Tuesday, November 22, 2016

La Vie en Sea Foam

For as long as I can remember I have had a strong affinity for the color sea foam. Of course what counts as "sea foam" falls into quite a range (after all, a foamy sea takes on many hues) – which is why you will see so many variations in this cabinet. Actual foam from the sea, to be honest, can be a bit gross, and so the name of the color beautifies and mystifies the sea in a charming, if not reductionist kind of way. 

My office window, with sea foam trim
I'm not sure exactly when sea foam became such a popular color. Ander shared some research he had done into Crayola history and found that they have only ever made a marker that was literally colored "sea foam" - otherwise, the company has called the color "sea green," "light green," and even "New York Lady Liberty." It seems maybe anyone's classification of the color is haphazard at best - which makes collecting it all the more whimsical, I suppose. 

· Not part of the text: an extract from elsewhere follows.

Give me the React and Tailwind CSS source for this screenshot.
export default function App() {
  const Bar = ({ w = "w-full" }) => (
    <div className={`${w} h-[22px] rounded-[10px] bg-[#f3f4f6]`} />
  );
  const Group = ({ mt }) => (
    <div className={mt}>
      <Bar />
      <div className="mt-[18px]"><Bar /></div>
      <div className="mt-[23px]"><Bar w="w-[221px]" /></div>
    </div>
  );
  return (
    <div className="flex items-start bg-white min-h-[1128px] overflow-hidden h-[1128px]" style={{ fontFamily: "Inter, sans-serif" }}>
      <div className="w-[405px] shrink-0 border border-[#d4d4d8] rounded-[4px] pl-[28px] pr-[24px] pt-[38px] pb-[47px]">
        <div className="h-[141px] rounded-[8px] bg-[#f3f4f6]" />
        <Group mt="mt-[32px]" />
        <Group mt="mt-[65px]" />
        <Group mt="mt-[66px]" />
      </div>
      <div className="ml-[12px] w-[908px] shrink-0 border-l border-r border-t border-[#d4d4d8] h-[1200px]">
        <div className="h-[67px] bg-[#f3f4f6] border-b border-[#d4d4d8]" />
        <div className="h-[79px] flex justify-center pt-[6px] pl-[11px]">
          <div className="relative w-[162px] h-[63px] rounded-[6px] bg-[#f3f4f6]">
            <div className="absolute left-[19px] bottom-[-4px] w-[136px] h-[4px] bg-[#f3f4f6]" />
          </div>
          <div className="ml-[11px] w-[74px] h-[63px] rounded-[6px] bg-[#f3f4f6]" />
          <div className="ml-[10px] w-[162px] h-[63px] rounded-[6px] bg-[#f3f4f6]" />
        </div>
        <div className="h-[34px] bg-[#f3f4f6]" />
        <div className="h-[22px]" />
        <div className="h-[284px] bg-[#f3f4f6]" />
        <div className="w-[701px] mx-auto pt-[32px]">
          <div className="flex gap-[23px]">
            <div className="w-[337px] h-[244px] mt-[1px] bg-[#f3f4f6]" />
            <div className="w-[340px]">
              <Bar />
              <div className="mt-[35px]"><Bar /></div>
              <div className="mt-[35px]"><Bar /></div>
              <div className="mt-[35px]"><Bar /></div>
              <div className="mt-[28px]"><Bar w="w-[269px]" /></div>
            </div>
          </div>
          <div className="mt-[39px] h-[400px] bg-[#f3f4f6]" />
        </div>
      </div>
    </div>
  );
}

Encountering and wearing sea foam in Hanoi, Vietnam
This playful little color drives my consumer habits (as the cabinet illustrates, I opt for the sea foam line of a product when I can). It drives the habits of my friends and family too - who gift me items that are sea foam as well, or contain a flicker of sea foam, like the wash rag featured in the cabinet that my mother knitted for me.
Sea foam salt and pepper shakers at the Chatuchak Market in Bangkok, Thailand

If I travel, I am sure to take pictures of sea foam objects or landscapes. Writer Ellen Maloy wrote a book called the Anthropology of Turquoise (a close cousin of sea foam) in which she discusses the color's appearance and significance across various cultures. I suppose in collecting the color myself, I am interested in its emergences/reappearances across cultures, too.

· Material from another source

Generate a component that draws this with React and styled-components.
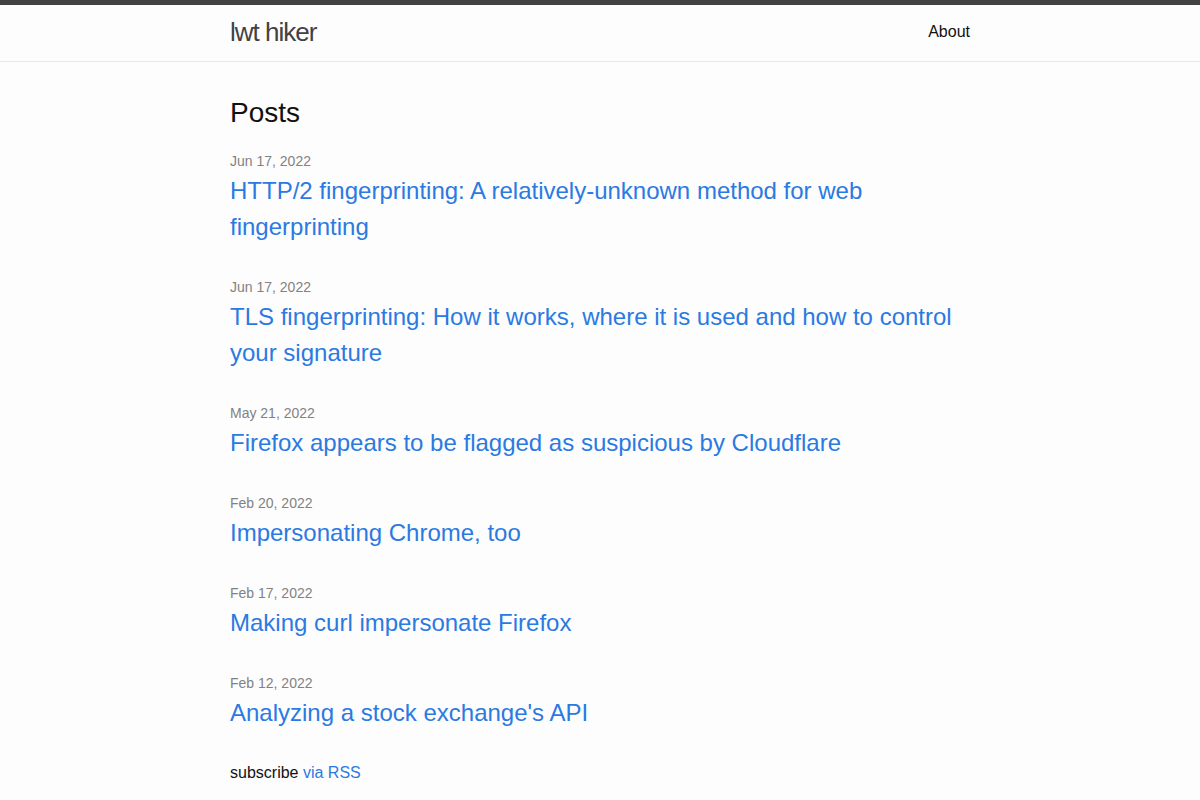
import React from 'react';
import styled, { createGlobalStyle } from 'styled-components';

const GlobalStyle = createGlobalStyle`
  html, body {
    margin: 0;
    padding: 0;
  }
  body {
    font: 400 16px/1.5 "Liberation Sans", Arial, Helvetica, sans-serif;
    color: #111;
    background: #fdfdfd;
  }
`;

const Header = styled.header`
  border-top: 5px solid #424242;
  border-bottom: 1px solid #e8e8e8;
  min-height: 55.95px;
`;

const Wrapper = styled.div`
  max-width: 740px;
  margin: 0 auto;
  padding: 0 30px;
`;

const HeaderRow = styled(Wrapper)`
  display: flex;
  justify-content: space-between;
  align-items: flex-start;
`;

const SiteTitle = styled.a`
  font-size: 26px;
  font-weight: 300;
  line-height: 54px;
  letter-spacing: -1px;
  color: #424242;
  text-decoration: none;
`;

const NavLink = styled.a`
  line-height: 54px;
  color: #111;
  text-decoration: none;
`;

const Main = styled.main`
  padding: 30px 0;
`;

const Heading = styled.h2`
  font-size: 28px;
  font-weight: 400;
  line-height: 1.5;
  margin: 0 0 15px;
`;

const PostList = styled.ul`
  list-style: none;
  margin: 0;
  padding: 0;
`;

const PostItem = styled.li`
  margin-bottom: 30px;
`;

const PostMeta = styled.span`
  font-size: 14px;
  color: #828282;
`;

const PostTitle = styled.h3`
  margin: 0;
  font-weight: 400;
`;

const PostLink = styled.a`
  display: block;
  font-size: 24px;
  line-height: 1.5;
  color: #2a7ae2;
  text-decoration: none;
`;

const Subscribe = styled.p`
  margin: 0;
`;

const Link = styled.a`
  color: #2a7ae2;
  text-decoration: none;
`;

const posts = [
  { date: 'Jun 17, 2022', title: 'HTTP/2 fingerprinting: A relatively-unknown method for web fingerprinting' },
  { date: 'Jun 17, 2022', title: 'TLS fingerprinting: How it works, where it is used and how to control your signature' },
  { date: 'May 21, 2022', title: 'Firefox appears to be flagged as suspicious by Cloudflare' },
  { date: 'Feb 20, 2022', title: 'Impersonating Chrome, too' },
  { date: 'Feb 17, 2022', title: 'Making curl impersonate Firefox' },
  { date: 'Feb 12, 2022', title: "Analyzing a stock exchange's API" },
];

const App = () => (
  <>
    <GlobalStyle />
    <Header>
      <HeaderRow>
        <SiteTitle href="#">lwt hiker</SiteTitle>
        <nav>
          <NavLink href="#">About</NavLink>
        </nav>
      </HeaderRow>
    </Header>
    <Main>
      <Wrapper>
        <Heading>Posts</Heading>
        <PostList>
          {posts.map((p, i) => (
            <PostItem key={i}>
              <PostMeta>{p.date}</PostMeta>
              <PostTitle>
                <PostLink href="#">{p.title}</PostLink>
              </PostTitle>
            </PostItem>
          ))}
        </PostList>
        <Subscribe>
          subscribe <Link href="#">via RSS</Link>
        </Subscribe>
      </Wrapper>
    </Main>
  </>
);

export default App;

A shelf of the sea foam bottles used by New Zealand colonists - Matahoke, New Zealand
But in the end, I think what's more interesting to me about this ongoing collection is the way that my affinity for the color has allowed me to notice mundane things in a new light. Sea foam helps me notice: objects, clothing, landscapes, doors, all sorts of things. So I strive to add it to my life, make room for it, take time to appreciate it, whenever I can.